Si La loi du marché (La ley del mercado) es una película realista en extremo, al punto incluso de parecer un poco chata, y con un tema social –el desempleo– que los hermanos Dardenne ya desarrollaron antes y mejor, Trois souvenirs de ma jeunesse (Tres recuerdos de mi juventud) elige en cambio el desborde y la desmesura romántica, no porque su tópico sea el amor –también es parte esencial del film– sino por su carácter de obra subjetiva, inacabada y abierta.
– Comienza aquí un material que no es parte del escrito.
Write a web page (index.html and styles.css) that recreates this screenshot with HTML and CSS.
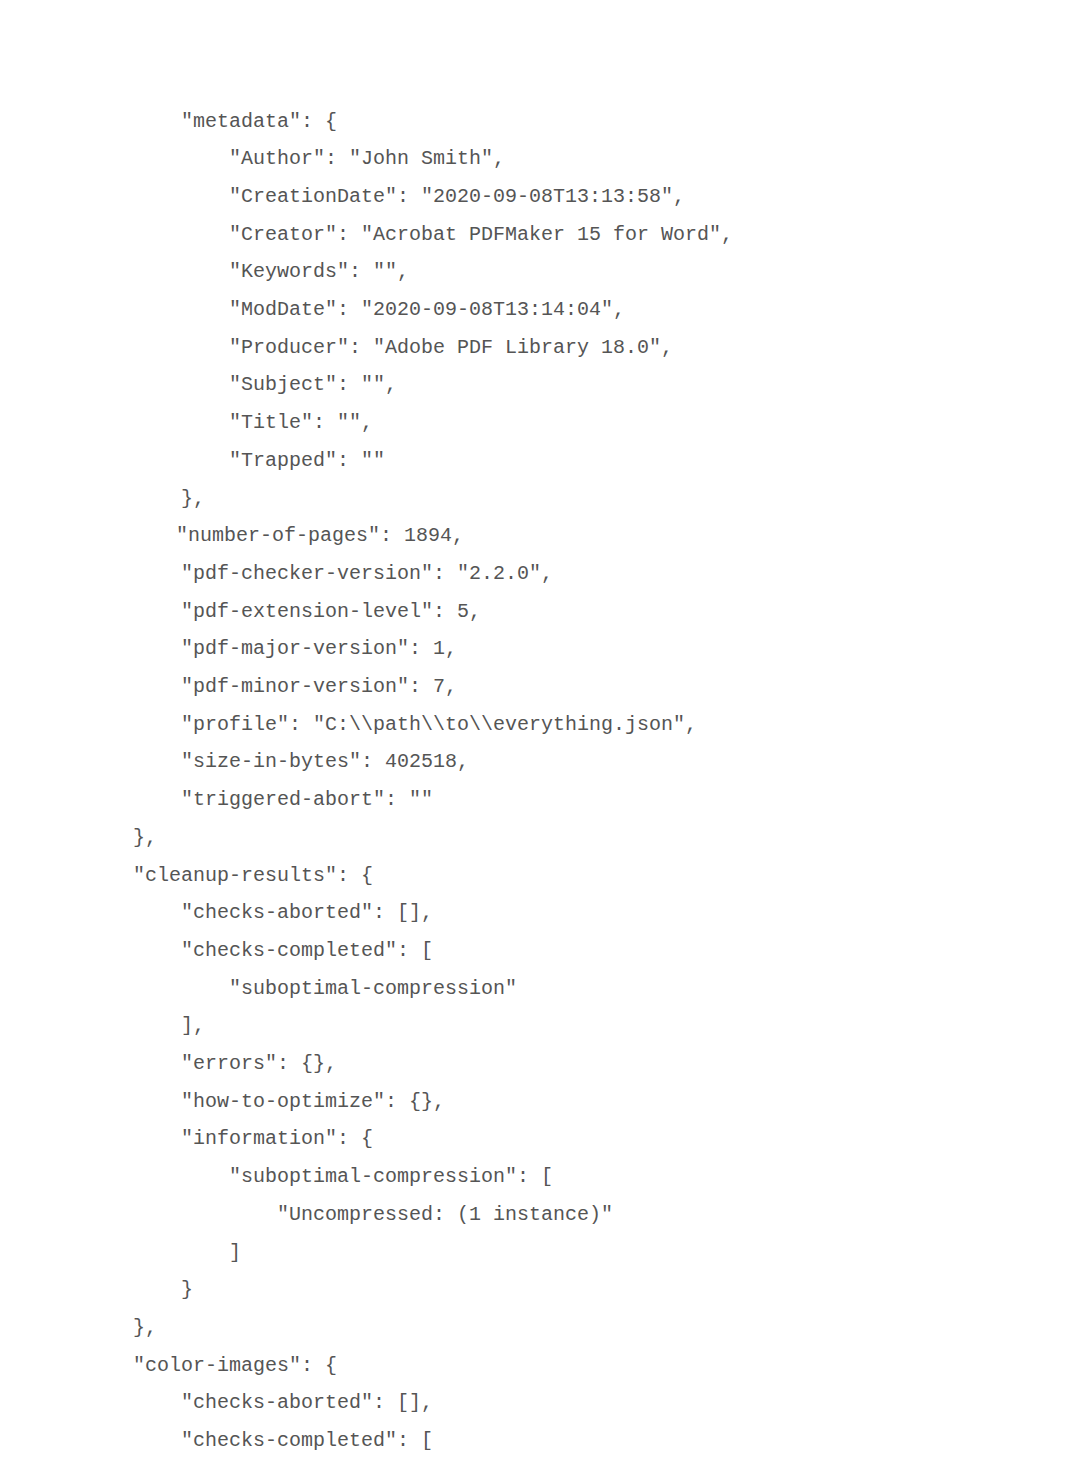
FILE: index.html
```html
<!DOCTYPE html>
<html>
<head>
<meta charset="utf-8">
<link rel="stylesheet" href="styles.css">
</head>
<body>
<div class="code">
<div class="ln i2">"metadata": {</div>
<div class="ln i3">"Author": "John Smith",</div>
<div class="ln i3">"CreationDate": "2020-09-08T13:13:58",</div>
<div class="ln i3">"Creator": "Acrobat PDFMaker 15 for Word",</div>
<div class="ln i3">"Keywords": "",</div>
<div class="ln i3">"ModDate": "2020-09-08T13:14:04",</div>
<div class="ln i3">"Producer": "Adobe PDF Library 18.0",</div>
<div class="ln i3">"Subject": "",</div>
<div class="ln i3">"Title": "",</div>
<div class="ln i3">"Trapped": ""</div>
<div class="ln i2">},</div>
<div class="ln i2 nudge">"number-of-pages": 1894,</div>
<div class="ln i2">"pdf-checker-version": "2.2.0",</div>
<div class="ln i2">"pdf-extension-level": 5,</div>
<div class="ln i2">"pdf-major-version": 1,</div>
<div class="ln i2">"pdf-minor-version": 7,</div>
<div class="ln i2">"profile": "C:\\path\\to\\everything.json",</div>
<div class="ln i2">"size-in-bytes": 402518,</div>
<div class="ln i2">"triggered-abort": ""</div>
<div class="ln i1">},</div>
<div class="ln i1">"cleanup-results": {</div>
<div class="ln i2">"checks-aborted": [],</div>
<div class="ln i2">"checks-completed": [</div>
<div class="ln i3">"suboptimal-compression"</div>
<div class="ln i2">],</div>
<div class="ln i2">"errors": {},</div>
<div class="ln i2">"how-to-optimize": {},</div>
<div class="ln i2">"information": {</div>
<div class="ln i3">"suboptimal-compression": [</div>
<div class="ln i4">"Uncompressed: (1 instance)"</div>
<div class="ln i3">]</div>
<div class="ln i2">}</div>
<div class="ln i1">},</div>
<div class="ln i1">"color-images": {</div>
<div class="ln i2">"checks-aborted": [],</div>
<div class="ln i2">"checks-completed": [</div>
</div>
</body>
</html>
```
FILE: styles.css
```css
html, body {
  margin: 0;
  padding: 0;
  background: #ffffff;
}
.code {
  padding: 102.5px 0 0 85px;
  font-family: "Liberation Mono", "DejaVu Sans Mono", monospace;
  font-size: 20px;
  line-height: 37.7px;
  color: #555555;
}
.ln {
  display: block;
  white-space: pre;
}
.i1 { padding-left: 48px; }
.i2 { padding-left: 96px; }
.i3 { padding-left: 144px; }
.i4 { padding-left: 192px; }
.nudge { margin-left: -5px; }
```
El film de Brizé tiene nobleza, sin duda, y en gran parte proviene de su estupendo protagonista, Vincent Lindon, que encarna a un clásico padre desocupado, consciente de la necesidad de golpear todas las puertas con tal de sacar a su familia adelante. Pero tan concentrado está el director en su personaje (y en su actor, que solamente interactúa con intérpretes no profesionales), que la película provoca un poco el efecto contrario al que quizá pretende. En vez de exponer el gran cuadro de la crisis económica y social que vive hoy la clase trabajadora francesa, a pesar de su título La loi du marché termina pareciendo el retrato de un personaje en particular, representativo sin duda, pero individual en tanto caso.
Por el contrario, en Trois souvenirs de ma jeunesse, Desplechin parte –como casi siempre en su obra– de sus recuerdos personales y de su educación sentimental, para terminar haciendo un film novelesco, en el sentido fabuloso, imaginario del término, y que como tal aspira a trascender su subjetividad para comunicarse con el mundo circundante. Hay una tradición en este campo en el cine francés y es la de François Truffaut y su saga sobre Antoine Doinel, que comenzó nada menos que con Los 400 golpes (1959) y se extendió luego por dos décadas, siguiendo el crecimiento de su protagonista, Jean-Pierre Léaud. Y Desplechin parece adherir a esa tradición en estos recuerdos de su juventud, que vienen a ser una suerte de “precuela” de Comment je me suis disputé... (ma vie sexuelle), la película con la que Cannes justamente lo dio a conocer allá por 1996 y que en Buenos Aires se vio en la sala Leopoldo Lugones.
Aquí reaparece Paul Dédalus, suerte de alter ego de Desplechin (así como Stephen Dédalus era el de James Joyce), nuevamente interpretado por Mathieu Amalric, que veinte años atrás fue el estudiante universitario que, recién llegado de Roubaix –la ciudad natal del director–, tomaba por asalto la Sorbona... y a casi todas sus compañeras de estudio. Es el Dédalus adulto quien ahora narra sus souvenirs de adolescente (Quentin Dolmaire), cuando vive una aventura casi de espionaje durante un viaje de estudios a la ex Unión Soviética. Ese viaje iniciático será el primero de los muchos de Dédalus, que decidirá estudiar antropología en París y dejar atrás, en Roubaix, a su primer y gran amor (Lou Roy-Lecollinet, una suerte de nueva Léa Seydoux), aunque nunca puede olvidarla ni dejarla del todo. Un poco como el Doinel de Besos robados (1968), una película que Desplechin le hizo ver a su joven protagonista.
El gran flashback sobre el cual reposa la estructura del film le permite a Desplechin desplegar unos relatos dentro de otros, como si fueran cajas chinas, en las que también la película se vuelve una apasionante novela epistolar, con los amantes enviándose cartas frenéticamente. Cartas que los actores muchas veces leen en voz alta, mirando fijo a cámara, como si hicieran al espectador confidente de sus confusos, volcánicos, sentimientos, muy a la manera del Tru- ffaut de Los dos inglesas o La historia de Adela H. Como esos títulos, Trois souvenirs de ma jeunesse es un film de época, pero no del siglo XIX, sino de la década del ’80, marcado por la caída del Muro de Berlín y por la aparición de la música “house”.